The Johnson Line came into being a decade after the British had begun the Great Trigonometric Survey of India in 1855. The survey of the north-east corner of Ladakh, and the route from Leh to the Karakoram Pass was entrusted to W.H. Johnson, who was encouraged by Maharaja Gulab Singh of Jammu & Kashmir, to show the north eastern reaches of his kingdom well beyond the Karakoram Pass. And as there was already a fort at Shahidulla, where the Maharaja’s troops and officials were stationed from 1863, Mr Johnson’s Line had included all these territories between the Karakoram Pass and the Kunlun mountains.

The British were unhappy with the ‘line’ demarcated by Johnson, but as the Chinese writ then didn’t run as far as these areas it was apparently never presented to China. When the Maharaja’s soldiers vacated these inhospitable areas by 1866, the Chinese took control of Shahidulla. And with the Russians then exploring ways to extend their reach onto the Tibetan plateau, the British decided on a boundary line – with a few modifications to the Johnson Line – along the crest of the Kunlun mountains, north of the Yarkand River, to limit Russia’s reach. And so, in 1897, Major General Sir John Ardagh, the then Director of Military Intelligence in Delhi, marked out what came to be known as the “Johnson-Ardagh Line”. Since India’s independence, even though the boundary in the Aksai Chin sector is described as ‘un-demarcated’, New Delhi‘s boundary claims since independence, were based on this line.

There was also another line that was used in British maps of the region that London referred to until 1908, i.e, the Macartney-MacDonald Line. This was proposed by George Macartney, the British consul general in Kashgar (in Sinkiang, now called Xinxiang), with a border along the Karakoram mountains, aimed to limit any Russian advances into Tibet. And even though the Postal Atlas of China, published by Peking from 1917 to 1933, had shown the boundary of Aksai Chin with Tibet along the Johnson Line – that runs along the Kunlun mountains – when PRC (the People’s Republic of China) was founded in 1949, it was assumed that they’d opt for the Macartney-MacDonald Line, as their boundary.
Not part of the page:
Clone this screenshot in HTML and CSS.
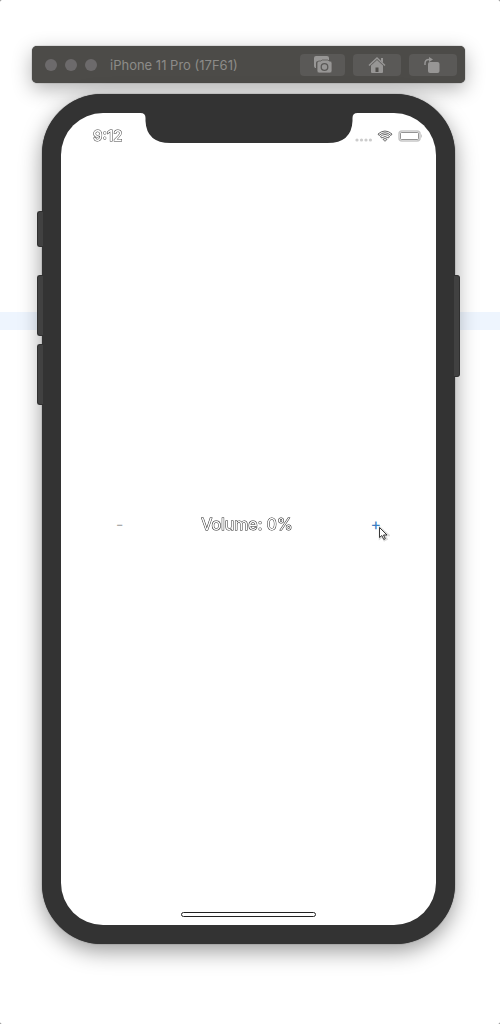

But they didn’t.

However, the boundary dispute with China is not just on the LAC, east of Ladakh, but also along the Himalayan crest on India’s north east, that is known as the McMahon Line. This came about as a consequence of nine months of negotiations between the representatives of the British government in India, and the governments of Tibet and China, from October 1913 to July 1914, at the Simla Conference of 1913-14. It was to be the most decisive event in defining at least one half of the disputed boundary between India and Tibet, now China – since China occupies Tibet – known as the McMahon Line. Its proceedings – in Simla and in Delhi – have been explained in great detail by General JJ Singh in his book titled, “The McMahon Line: A century of discord”.

Following his formal nomination to represent the British government at Simla, Lt Col. Arthur Henry McMahon, with the rank of a ‘secretary’ in the British Government of India’s Foreign Department, McMahon was ‘empowered to sign any Convention, Agreement or Treaty which may be concluded at the Conference’. He had, as a young Captain, spent two years demarcating the ‘Durand Line’ (that separates today’s Pakistan from Afghanistan). And even though McMahon was ‘moulded in the furnace of responsibility and the anvil of self-reliance, and relished the creation and laying down of boundaries’, he was unable to convince the Chinese to accept his proposals. In the end however, he drew a line that marked out India’s north east frontier, that came to be known as the McMahon Line (that India has steadfastly maintained is its border with China, since the 1950s). It runs from the northeast corner of Bhutan to the Tibet-India- Myanmar tri-junction. Thus perhaps a settlement over China’s 1959 proposal, that could give Aksai Chin to China, while recognizing the McMahon Line, by which India keeps Arunachal Pradesh, could be a sensible, as is where is, solution.